>>>>>

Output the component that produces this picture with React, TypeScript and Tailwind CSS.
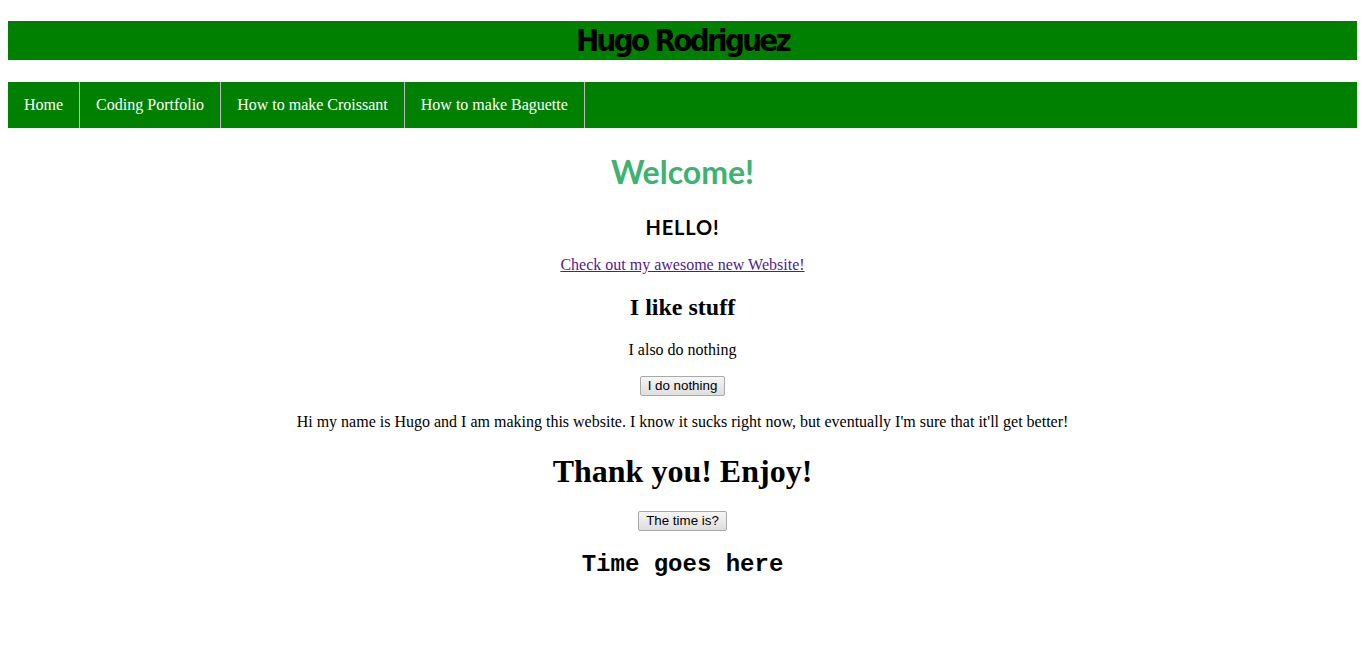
export default function App() {
  const links = ["Home", "Coding Portfolio", "How to make Croissant", "How to make Baguette"];

  return (
    <div className="min-h-[658px] bg-white p-2 font-['Liberation_Serif',serif] text-black">
      <div className="mt-[13px] flex h-[39px] items-center justify-center bg-[#008000]">
        <h1 className="font-['DejaVu_Sans_Condensed','DejaVu_Sans',sans-serif] text-[31px] font-bold leading-none tracking-[-2.7px] text-black">
          Hugo Rodriguez
        </h1>
      </div>

      <nav className="mt-[22px] flex h-[46px] bg-[#008000]">
        {links.map((label) => (
          <a
            key={label}
            href="#"
            className="flex items-center border-r border-[#bbbbbb] px-4 text-[16px] leading-[18px] text-white"
          >
            {label}
          </a>
        ))}
      </nav>

      <div className="flex flex-col items-center text-center">
        <h1 className="mt-[21px] h-[45px] font-['Lato',sans-serif] text-[32px] font-bold leading-[45px] text-[#3cb371]">
          Welcome!
        </h1>
        <h3 className="mt-[22px] h-[22px] font-['Lato',sans-serif] text-[20px] font-bold leading-[22px] tracking-[0.8px]">
          HELLO!
        </h3>
        <a href="#" className="mt-[18px] h-[18px] text-[16px] leading-[18px] text-[#551a8b] underline">
          Check out my awesome new Website!
        </a>
        <h2 className="mt-[19px] h-[28px] text-[24px] font-bold leading-[28px]">I like stuff</h2>
        <p className="mt-[20px] h-[18px] text-[16px] leading-[18px]">I also do nothing</p>
        <button
          type="button"
          className="mt-[17px] h-[20px] rounded-[2px] border border-[#a9a9a9] bg-gradient-to-b from-[#f6f6f6] to-[#dedede] px-[7px] font-['Liberation_Sans',sans-serif] text-[13.33px] leading-[16px]"
        >
          I do nothing
        </button>
        <p className="mt-[17px] h-[18px] text-[16px] leading-[18px]">
          Hi my name is Hugo and I am making this website. I know it sucks right now, but eventually I'm sure that it'll get better!
        </p>
        <h1 className="mt-[22px] h-[37px] text-[32px] font-bold leading-[37px]">Thank you! Enjoy!</h1>
        <button
          type="button"
          className="mt-[21px] h-[20px] rounded-[2px] border border-[#a9a9a9] bg-gradient-to-b from-[#f6f6f6] to-[#dedede] px-[7px] font-['Liberation_Sans',sans-serif] text-[13.33px] leading-[16px]"
        >
          The time is?
        </button>
        <h2 className="mt-[20px] h-[27px] font-['Liberation_Mono',monospace] text-[24px] font-bold leading-[27px]">
          Time goes here
        </h2>
      </div>
    </div>
  );
}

<<<<<

* **EXERCISE AIM**: Pull out all lines containing "that".

* **EXERCISE OUTPUT**:
Output the component that produces this picture with React, TypeScript and Tailwind CSS.
          Hi my name is Hugo and I am making this website. I know it sucks right now, but eventually I'm sure that it'll get better!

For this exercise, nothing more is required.